Invitation to Learn:

  1. Give each student, or pair of students, one 5 oz. can of Play Doh equal to 100 cm3 and a plastic knife. (The 5 oz. can may contain slightly more than 100 cm 3. If you have time, you may wish to cut about ½ cm. from each cylinder of Play Doh, making it slightly less than 6 cm. tall.) Ask students each to each make a right rectangular prism, using all the play dough. Review exactly what a right rectangular prism is, recognizing that there are many possible dimensions that can fit the definition. Each prism must have two rectangular bases and sides that join at right angles. Discover that the side faces are also rectangles. Discover that there are 6 total faces, all rectangles. Discuss that the bases or side faces or both may also be squares, since squares are special rectangles. Review the vocabulary of solid figures (edges, vertices, faces) so students are conversant with these terms.
  2. Ask students to now make a right triangular prism with all their play dough. Review the meaning of this term: A right triangular prism has two triangular bases with side faces that join at right angles. There are three side faces, all rectangles. Determine the three types of triangular prisms: scalene, isosceles and equilateral. Determine the differences in side faces of these three varieties; scalene triangular prisms have three different sized rectangular faces, isosceles triangular prisms have two congruent rectangle faces, and equilateral triangle prisms have three congruent rectangle faces.

Instructional Procedures:

  1. Review the definition of volume: the quantity of same‐sized units that can fill the space without gaps or overlaps. Announce that today we are measuring in cubic centimeters, a unit that is a cube that is one centimeter long, wide and high. Tell students that they each have 100 cubic centimeters of play dough, so they know that their shape has a volume of 100 cubic centimeters.
  2. Tell students that they are going to analyze their triangular prism shapes to find a formula that will give them a total of 100 cubic centimeters for the volume. Ask what they could measure to come up with this total volume. Lead them to the definitions of the base (area of the base of the prism, which in a triangle is ½ b x h) and height (of the prism).
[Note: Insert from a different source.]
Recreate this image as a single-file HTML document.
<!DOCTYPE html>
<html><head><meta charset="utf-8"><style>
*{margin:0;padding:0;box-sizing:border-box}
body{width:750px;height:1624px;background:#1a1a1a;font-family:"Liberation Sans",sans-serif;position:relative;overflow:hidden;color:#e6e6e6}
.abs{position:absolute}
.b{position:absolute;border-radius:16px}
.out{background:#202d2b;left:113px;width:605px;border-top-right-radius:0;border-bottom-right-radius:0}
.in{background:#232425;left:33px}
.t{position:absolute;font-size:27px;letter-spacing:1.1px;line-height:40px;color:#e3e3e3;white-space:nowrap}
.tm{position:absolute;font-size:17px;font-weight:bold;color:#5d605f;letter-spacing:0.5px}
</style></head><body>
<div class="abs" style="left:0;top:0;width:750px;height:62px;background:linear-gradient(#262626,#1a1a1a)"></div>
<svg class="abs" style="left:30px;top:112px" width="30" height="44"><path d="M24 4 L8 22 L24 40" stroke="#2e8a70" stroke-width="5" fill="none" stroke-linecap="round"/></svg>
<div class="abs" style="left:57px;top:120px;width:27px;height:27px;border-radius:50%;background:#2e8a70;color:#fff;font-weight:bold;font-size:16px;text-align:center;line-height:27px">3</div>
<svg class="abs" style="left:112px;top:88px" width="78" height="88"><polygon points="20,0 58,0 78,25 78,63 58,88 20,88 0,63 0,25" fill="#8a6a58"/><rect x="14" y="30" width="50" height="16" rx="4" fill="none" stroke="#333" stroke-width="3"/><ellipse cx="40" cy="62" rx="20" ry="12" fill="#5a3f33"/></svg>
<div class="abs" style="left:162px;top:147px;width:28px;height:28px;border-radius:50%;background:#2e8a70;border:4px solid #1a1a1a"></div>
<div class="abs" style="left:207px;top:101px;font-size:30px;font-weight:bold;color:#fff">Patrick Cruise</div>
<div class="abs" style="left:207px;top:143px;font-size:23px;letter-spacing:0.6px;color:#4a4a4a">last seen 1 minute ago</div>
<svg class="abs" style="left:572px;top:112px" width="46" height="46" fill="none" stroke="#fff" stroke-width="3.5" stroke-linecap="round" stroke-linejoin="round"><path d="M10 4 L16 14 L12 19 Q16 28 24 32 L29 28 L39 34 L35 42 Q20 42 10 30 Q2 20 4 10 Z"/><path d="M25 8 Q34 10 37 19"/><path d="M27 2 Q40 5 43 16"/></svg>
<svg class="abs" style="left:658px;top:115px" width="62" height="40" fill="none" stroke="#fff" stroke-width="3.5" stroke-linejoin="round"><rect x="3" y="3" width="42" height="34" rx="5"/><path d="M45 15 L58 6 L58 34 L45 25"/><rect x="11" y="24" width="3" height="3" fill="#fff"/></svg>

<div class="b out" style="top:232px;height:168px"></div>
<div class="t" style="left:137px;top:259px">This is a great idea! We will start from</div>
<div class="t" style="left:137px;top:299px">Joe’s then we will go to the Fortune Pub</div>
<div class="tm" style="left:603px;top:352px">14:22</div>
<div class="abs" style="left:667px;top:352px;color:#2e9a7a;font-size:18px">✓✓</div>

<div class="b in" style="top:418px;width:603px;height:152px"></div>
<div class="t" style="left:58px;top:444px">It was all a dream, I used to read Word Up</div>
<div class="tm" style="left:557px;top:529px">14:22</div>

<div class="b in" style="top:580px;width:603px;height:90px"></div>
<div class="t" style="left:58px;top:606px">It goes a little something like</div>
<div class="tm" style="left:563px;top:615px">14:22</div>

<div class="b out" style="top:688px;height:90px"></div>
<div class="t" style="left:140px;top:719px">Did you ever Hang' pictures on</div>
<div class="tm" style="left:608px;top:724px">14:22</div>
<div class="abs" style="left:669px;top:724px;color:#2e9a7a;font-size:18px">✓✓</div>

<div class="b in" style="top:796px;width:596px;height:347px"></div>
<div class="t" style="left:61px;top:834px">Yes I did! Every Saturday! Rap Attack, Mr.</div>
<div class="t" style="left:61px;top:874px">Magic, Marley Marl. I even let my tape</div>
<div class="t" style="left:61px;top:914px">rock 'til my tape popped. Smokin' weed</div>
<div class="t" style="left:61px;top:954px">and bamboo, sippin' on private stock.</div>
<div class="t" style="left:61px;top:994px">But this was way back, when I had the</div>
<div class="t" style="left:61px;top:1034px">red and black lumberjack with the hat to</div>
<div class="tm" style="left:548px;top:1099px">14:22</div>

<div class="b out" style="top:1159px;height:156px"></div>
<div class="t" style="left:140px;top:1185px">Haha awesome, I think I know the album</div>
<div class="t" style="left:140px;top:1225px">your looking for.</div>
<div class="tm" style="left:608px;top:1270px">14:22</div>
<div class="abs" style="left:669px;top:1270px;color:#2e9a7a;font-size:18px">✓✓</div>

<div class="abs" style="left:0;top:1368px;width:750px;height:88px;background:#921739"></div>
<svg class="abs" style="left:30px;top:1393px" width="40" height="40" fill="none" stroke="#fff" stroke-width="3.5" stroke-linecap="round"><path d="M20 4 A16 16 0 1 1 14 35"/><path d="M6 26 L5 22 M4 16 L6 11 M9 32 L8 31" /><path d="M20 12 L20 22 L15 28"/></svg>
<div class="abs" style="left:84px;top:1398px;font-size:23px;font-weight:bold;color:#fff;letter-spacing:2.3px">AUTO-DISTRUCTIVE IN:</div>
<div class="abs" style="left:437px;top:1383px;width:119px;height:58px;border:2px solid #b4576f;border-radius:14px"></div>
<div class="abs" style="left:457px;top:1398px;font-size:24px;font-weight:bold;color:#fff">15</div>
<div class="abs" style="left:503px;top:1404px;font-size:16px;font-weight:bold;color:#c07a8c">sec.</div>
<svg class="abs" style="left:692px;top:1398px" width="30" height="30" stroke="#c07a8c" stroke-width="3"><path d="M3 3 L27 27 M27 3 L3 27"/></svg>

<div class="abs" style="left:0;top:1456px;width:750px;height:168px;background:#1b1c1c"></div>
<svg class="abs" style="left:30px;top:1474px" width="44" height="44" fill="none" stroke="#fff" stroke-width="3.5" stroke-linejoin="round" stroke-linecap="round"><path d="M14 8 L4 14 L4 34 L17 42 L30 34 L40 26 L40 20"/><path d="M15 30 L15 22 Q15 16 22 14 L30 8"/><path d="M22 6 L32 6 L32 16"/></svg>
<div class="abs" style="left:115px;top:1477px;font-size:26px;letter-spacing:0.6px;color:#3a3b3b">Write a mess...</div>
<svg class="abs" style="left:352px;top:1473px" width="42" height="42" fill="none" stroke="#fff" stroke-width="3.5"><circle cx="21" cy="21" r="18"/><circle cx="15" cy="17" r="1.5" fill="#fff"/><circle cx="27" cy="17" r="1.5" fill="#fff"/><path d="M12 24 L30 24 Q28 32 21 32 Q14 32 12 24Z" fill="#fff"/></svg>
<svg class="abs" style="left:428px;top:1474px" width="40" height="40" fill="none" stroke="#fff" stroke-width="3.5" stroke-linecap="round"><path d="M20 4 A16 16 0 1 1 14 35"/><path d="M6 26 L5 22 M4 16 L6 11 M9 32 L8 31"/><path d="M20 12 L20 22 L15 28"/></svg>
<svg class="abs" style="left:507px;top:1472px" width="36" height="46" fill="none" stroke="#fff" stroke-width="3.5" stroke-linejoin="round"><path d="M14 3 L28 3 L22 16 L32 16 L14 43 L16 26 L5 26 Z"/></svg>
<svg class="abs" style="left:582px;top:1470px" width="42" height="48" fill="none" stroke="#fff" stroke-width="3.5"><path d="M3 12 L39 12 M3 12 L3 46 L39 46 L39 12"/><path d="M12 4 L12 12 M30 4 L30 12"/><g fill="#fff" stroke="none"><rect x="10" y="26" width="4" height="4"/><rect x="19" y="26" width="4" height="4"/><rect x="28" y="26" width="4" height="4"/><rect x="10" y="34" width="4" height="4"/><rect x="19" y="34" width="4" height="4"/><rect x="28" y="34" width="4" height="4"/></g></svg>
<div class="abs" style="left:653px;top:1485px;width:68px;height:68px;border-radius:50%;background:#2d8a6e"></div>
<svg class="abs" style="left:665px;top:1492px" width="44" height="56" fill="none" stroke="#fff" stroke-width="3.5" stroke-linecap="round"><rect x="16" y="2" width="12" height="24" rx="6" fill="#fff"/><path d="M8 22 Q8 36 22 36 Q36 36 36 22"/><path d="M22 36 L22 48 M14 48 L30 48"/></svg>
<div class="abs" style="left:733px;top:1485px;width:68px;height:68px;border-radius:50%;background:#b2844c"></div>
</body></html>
Give the group time for measuring and determining a formula. When groups have experimented, have them present their ideas on chart paper to the class. Direct the discussion to discover the formula for volume of a right triangular prism: B (area of the base) x H (height of the prism). Help them recognize the difference between h (height of the base) and H (height of the prism).
  3. Have students all measure their prisms with metric rulers to see if they can come up with a number close to 100 cubic centimeters, proving this formula. (Note: At this point, you have to make an executive decision. Do you want students to use calculators to multiply more precisely if they are not fluent with multiplying decimals yet? Do you want them to round to whole centimeters, knowing that their answers will be approximations? Do you want them to multiply with decimals on paper, practicing their calculations but slowing down the lesson)?
  4. Ask students if they think this formula will work for right prisms with bases that are not triangles. Have them reconstruct their right rectangular prisms, reviewing the formula. Have students measure the area of their bases and then multiply this amount by the height of their prisms. Their total should be close to 100, depending on how accurate their measurement and method of multiplication.
  5. Discuss that this formula is why students measure the volume of a right rectangular prism as length x width x height, because length x width = the area of the base. Determine that this formula will work for all right prisms; students just need to know how to calculate the area of the base and the dimension of the height.

Lesson and Activity Time Schedule:

  • The Invitation to Learn may take approximately 30 minutes.
  • The activity may take approximately 60 minutes.
  • The total lesson and activity time is 90 minutes.



  • Students may also calculate surface area of the shapes they construct.
  • Students may compare surface area with volume of a variety of right prisms, determining which shapes have a greater difference in surface area and volume and which are more similar.
  • Research shapes of containers of one type of item at the grocery store, like ice cream or cereal, recording the volumes of each. Determine if some shapes are misleading for their volume, or if some shapes are particularly efficient for storage or display.

Family Connections:

  • Students may continue this lesson at home by making play dough and constructing a shape to measure and calculate the volume. A letter to parents (pdf) including a play dough recipe is included at the end of this lesson.

Assessment Plan

  • Students may be given a different volume of play dough and asked to construct a right rectangular prism and a right triangular prism, measuring the area of the bases and the height of the prism and calculating the volume.
  • Traditional worksheet tests with pictures of prisms and the dimensions given that ask students to calculate volume are accurate assessment procedures after the concrete, manipulative activities have helped develop understanding.